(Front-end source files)
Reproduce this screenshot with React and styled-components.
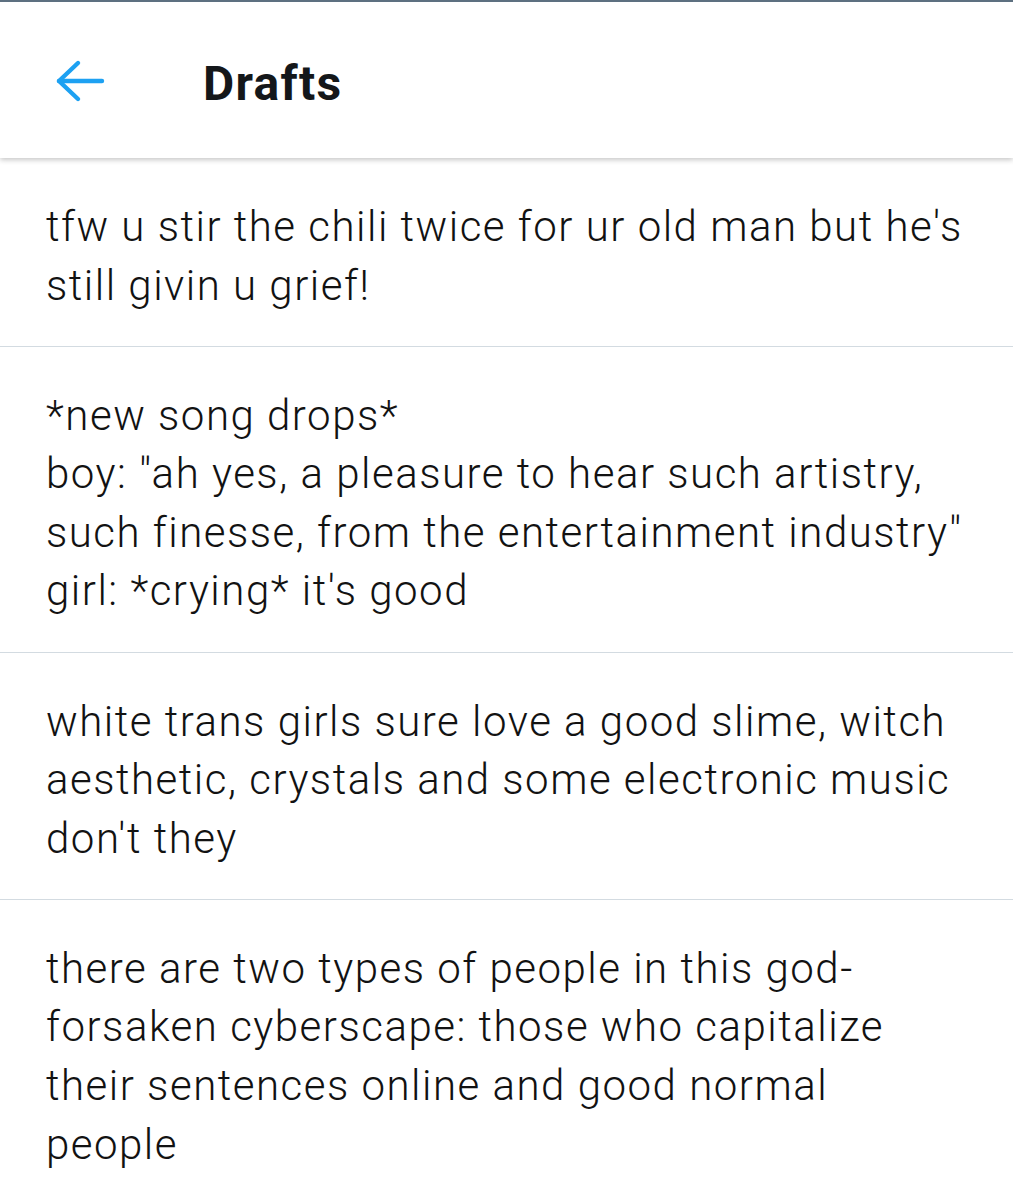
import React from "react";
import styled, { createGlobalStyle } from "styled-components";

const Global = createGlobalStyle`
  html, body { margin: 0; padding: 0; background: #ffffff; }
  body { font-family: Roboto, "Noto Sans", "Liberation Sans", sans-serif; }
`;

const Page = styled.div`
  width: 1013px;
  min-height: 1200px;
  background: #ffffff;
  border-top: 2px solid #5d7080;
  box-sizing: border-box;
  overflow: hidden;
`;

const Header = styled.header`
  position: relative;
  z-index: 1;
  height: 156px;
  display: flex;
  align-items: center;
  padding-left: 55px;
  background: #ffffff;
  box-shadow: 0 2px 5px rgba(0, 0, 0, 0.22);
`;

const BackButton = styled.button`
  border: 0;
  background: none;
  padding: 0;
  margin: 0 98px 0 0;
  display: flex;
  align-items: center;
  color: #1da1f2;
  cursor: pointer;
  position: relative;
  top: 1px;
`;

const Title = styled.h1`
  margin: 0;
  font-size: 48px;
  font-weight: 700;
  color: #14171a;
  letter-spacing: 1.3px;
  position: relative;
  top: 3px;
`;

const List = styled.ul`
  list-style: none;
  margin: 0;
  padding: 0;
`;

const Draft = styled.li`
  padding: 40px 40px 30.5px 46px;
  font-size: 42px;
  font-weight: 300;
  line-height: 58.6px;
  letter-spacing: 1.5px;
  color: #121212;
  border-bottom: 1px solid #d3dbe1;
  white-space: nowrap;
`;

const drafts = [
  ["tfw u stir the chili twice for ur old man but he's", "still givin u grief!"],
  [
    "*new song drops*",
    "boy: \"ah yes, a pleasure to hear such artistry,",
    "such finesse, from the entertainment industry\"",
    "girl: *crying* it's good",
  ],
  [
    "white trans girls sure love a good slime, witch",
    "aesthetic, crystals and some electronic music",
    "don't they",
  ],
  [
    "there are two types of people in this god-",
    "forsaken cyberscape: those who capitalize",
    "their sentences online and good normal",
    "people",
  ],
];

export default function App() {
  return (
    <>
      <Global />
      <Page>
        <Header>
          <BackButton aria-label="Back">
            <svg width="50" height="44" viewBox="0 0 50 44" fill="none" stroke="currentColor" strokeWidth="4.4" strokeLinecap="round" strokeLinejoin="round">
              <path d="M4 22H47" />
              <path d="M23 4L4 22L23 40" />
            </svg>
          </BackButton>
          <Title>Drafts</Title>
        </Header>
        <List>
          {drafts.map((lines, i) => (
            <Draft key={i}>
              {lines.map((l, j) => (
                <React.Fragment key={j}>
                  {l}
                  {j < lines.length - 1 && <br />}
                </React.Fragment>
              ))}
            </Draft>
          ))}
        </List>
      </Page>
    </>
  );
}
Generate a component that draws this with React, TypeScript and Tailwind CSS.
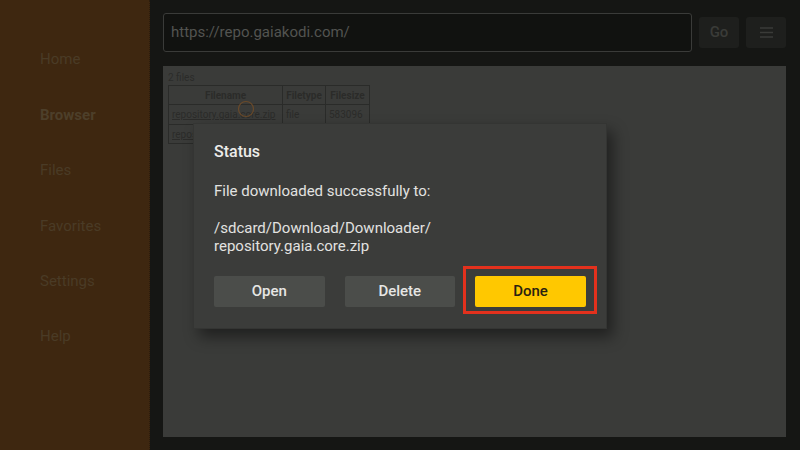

* _Given problem_: In the entries above, find each line with the word "React" and show it.

* _Result below_:
Reproduce this screenshot with React and styled-components.
import React from "react";
                <React.Fragment key={j}>
                </React.Fragment>
Generate a component that draws this with React, TypeScript and Tailwind CSS.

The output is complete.